Information shown »

------------------------------

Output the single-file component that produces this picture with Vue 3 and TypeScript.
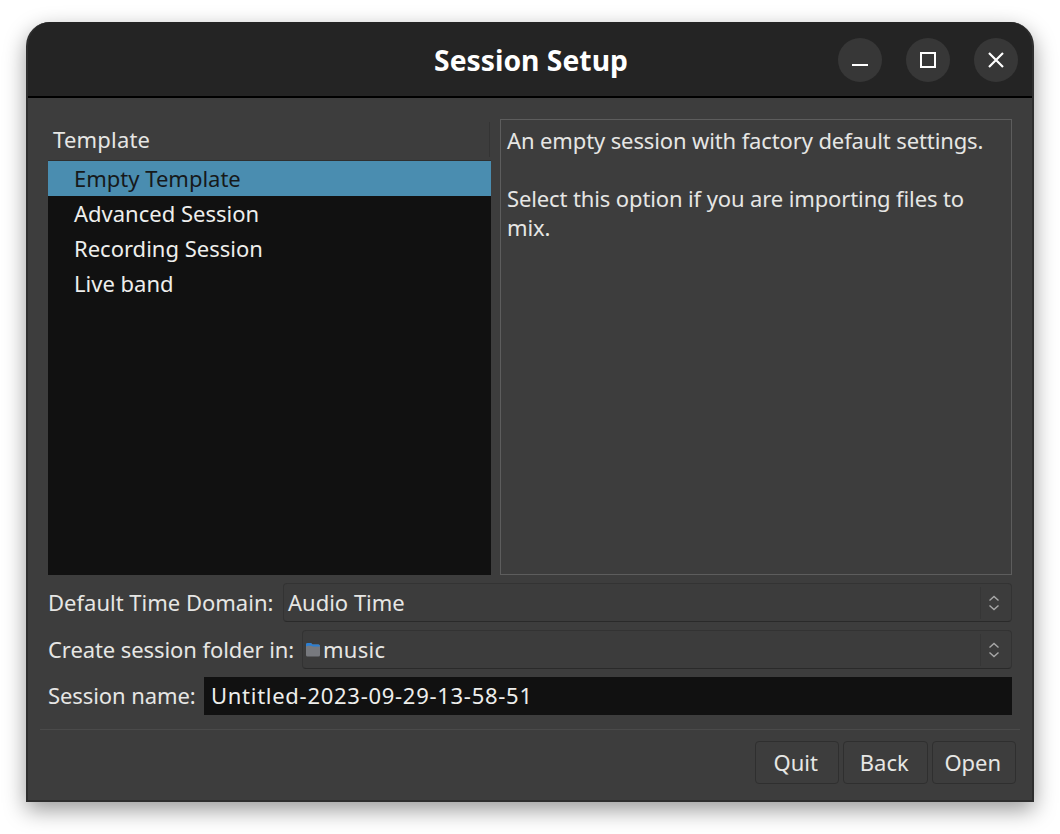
<script setup lang="ts">
const templates: string[] = ['Empty Template', 'Advanced Session', 'Recording Session', 'Live band']
const selected = 0
const combos = [
  { label: 'Default Time Domain:', value: 'Audio Time', folder: false, width: 235 },
  { label: 'Create session folder in:', value: 'music', folder: true, width: 254 },
]
const actions: string[] = ['Quit', 'Back', 'Open']
</script>

<template>
  <div class="page">
    <div class="window">
      <header class="titlebar">
        <h1 class="title">Session Setup</h1>
        <div class="controls">
          <button class="ctl" aria-label="Minimize">
            <svg width="16" height="16" viewBox="0 0 16 16"><path d="M0 13h16" stroke="#fff" stroke-width="2" fill="none" /></svg>
          </button>
          <button class="ctl" aria-label="Maximize">
            <svg width="16" height="16" viewBox="0 0 16 16"><rect x="1" y="1" width="14" height="14" stroke="#fff" stroke-width="2" fill="none" /></svg>
          </button>
          <button class="ctl" aria-label="Close">
            <svg width="16" height="16" viewBox="0 0 16 16"><path d="M1 1l14 14M15 1L1 15" stroke="#fff" stroke-width="2.2" fill="none" /></svg>
          </button>
        </div>
      </header>
      <main class="content">
        <div class="panes">
          <section class="left">
            <div class="col-head">
              <span class="col-name">Template</span>
              <span class="col-sep"></span>
            </div>
            <ul class="list">
              <li v-for="(t, i) in templates" :key="t" class="row" :class="{ selected: i === selected }">{{ t }}</li>
            </ul>
          </section>
          <section class="desc">
            <p>An empty session with factory default settings.</p>
            <p>Select this option if you are importing files to mix.</p>
          </section>
        </div>
        <div v-for="c in combos" :key="c.label" class="field">
          <label class="lbl" :class="{ tight: c.folder }" :style="{ width: c.width + 'px' }">{{ c.label }}</label>
          <div class="combo">
            <span class="combo-value" :class="{ spaced: c.folder }">
              <svg v-if="c.folder" class="folder" width="16" height="16" viewBox="0 0 16 16">
                <path d="M1 2.5Q1 1 2.5 1H6l1.5 1.5h6Q15 2.5 15 4v9q0 1.5-1.5 1.5h-11Q1 14.5 1 13z" fill="#77797e" />
                <path d="M1 4.4V2.5Q1 1 2.5 1H6l1.5 1.5h6Q15 2.5 15 4.4H8L6.5 3.8H3z" fill="#2a7fd4" />
              </svg>
              {{ c.value }}
            </span>
            <span class="arrows">
              <svg width="12" height="18" viewBox="0 0 12 18"><path d="M1.5 6.5L6 2.5l4.5 4M1.5 11.5l4.5 4 4.5-4" stroke="#a8a8a8" stroke-width="1.4" fill="none" /></svg>
            </span>
          </div>
        </div>
        <div class="field last">
          <label class="lbl tight" :style="{ width: '156px' }">Session name:</label>
          <div class="entry">Untitled-2023-09-29-13-58-51</div>
        </div>
      </main>
      <footer class="actions">
        <button v-for="a in actions" :key="a" class="btn">{{ a }}</button>
      </footer>
    </div>
  </div>
</template>

<style>
html, body { margin: 0; background: #fff; }
</style>

<style scoped>
.page {
  width: 1060px;
  height: 834px;
  box-sizing: border-box;
  padding: 22px 26px 32px;
  background: #fff;
  overflow: hidden;
  font-family: "Noto Sans", sans-serif;
  font-size: 22px;
  color: #e6e6e4;
}
.window {
  height: 780px;
  box-sizing: border-box;
  display: flex;
  flex-direction: column;
  background: #3d3d3d;
  border-radius: 24px 24px 0 0;
  border: 2px solid #2e2e2e;
  border-top: 0;
  box-shadow: 0 8px 22px rgba(0, 0, 0, 0.4);
  overflow: hidden;
}
.titlebar {
  height: 76px;
  flex: none;
  box-sizing: border-box;
  padding: 2px 0 0 2px;
  position: relative;
  display: flex;
  align-items: center;
  justify-content: center;
  background: #242424;
  border-bottom: 2px solid #000;
}
.title {
  margin: 0;
  font-size: 28.3px;
  font-weight: 700;
  color: #fff;
  line-height: 1;
}
.controls {
  position: absolute;
  right: 14px;
  top: 16px;
  display: flex;
  gap: 24px;
}
.ctl {
  width: 44px;
  height: 44px;
  padding: 0;
  border: 0;
  border-radius: 50%;
  background: #373737;
  display: flex;
  align-items: center;
  justify-content: center;
}
.content {
  flex: none;
  display: flex;
  flex-direction: column;
  padding: 21px 20px 0;
}
.panes {
  display: flex;
  gap: 9px;
  height: 456px;
  margin-bottom: 8px;
}
.left {
  width: 443px;
  flex: none;
  display: flex;
  flex-direction: column;
}
.col-head {
  height: 42px;
  flex: none;
  box-sizing: border-box;
  display: flex;
  align-items: center;
  justify-content: space-between;
  padding: 0 1px 0 5px;
  border-bottom: 1px solid #2f2f2f;
}
.col-name {
  line-height: 38px;
  margin-bottom: 2px;
  letter-spacing: 0.2px;
}
.col-sep {
  width: 1px;
  height: 35px;
  background: #343434;
}
.list {
  flex: 1;
  margin: 0;
  padding: 0;
  list-style: none;
  background: #111;
}
.row {
  height: 35px;
  line-height: 35px;
  padding-left: 26px;
  color: #eeeeec;
}
.row.selected {
  background: #4a8db0;
  color: #16191b;
}
.desc {
  flex: 1;
  box-sizing: border-box;
  border: 1px solid #5d5d5d;
  padding: 6px 6px;
  line-height: 29px;
  letter-spacing: -0.12px;
}
.desc p { margin: 0 0 29px; }
.field {
  display: flex;
  align-items: center;
  height: 39px;
  margin-bottom: 8px;
}
.field.last { height: 38px; }
.lbl {
  flex: none;
  white-space: nowrap;
  padding-bottom: 2px;
  box-sizing: border-box;
}
.lbl.tight { letter-spacing: -0.08px; }
.combo {
  flex: 1;
  height: 39px;
  box-sizing: border-box;
  display: flex;
  align-items: center;
  justify-content: space-between;
  background: #3c3c3c;
  border: 1px solid #333;
  border-bottom-color: #2a2a2a;
  border-radius: 4px;
}
.combo-value {
  display: flex;
  align-items: center;
  padding: 0 0 2px 4px;
}
.combo-value.spaced { letter-spacing: 0.3px; }
.folder { margin: 2px 2px 0 -2px; }
.arrows {
  width: 31px;
  height: 32px;
  box-sizing: border-box;
  padding-right: 4px;
  border-left: 1px solid #363636;
  display: flex;
  align-items: center;
  justify-content: center;
}
.entry {
  flex: 1;
  height: 38px;
  line-height: 37px;
  padding-left: 7px;
  background: #111;
  color: #eeeeec;
  letter-spacing: 0.72px;
}
.actions {
  margin: 6px 12px 0;
  padding: 11px 4px 0 0;
  border-top: 1px solid #4a4a4a;
  display: flex;
  justify-content: flex-end;
  gap: 4px;
}
.btn {
  width: 84.5px;
  height: 43px;
  padding: 0 2px 2px 0;
  font: inherit;
  color: #e6e6e4;
  background: #3d3d3d;
  border: 1px solid #2f2f2f;
  border-radius: 4px;
}
</style>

------------------------------

The exercise »
Using the listing above, return all lines where the word "this" occurs.

Output below »
Output the single-file component that produces this picture with Vue 3 and TypeScript.
            <p>Select this option if you are importing files to mix.</p>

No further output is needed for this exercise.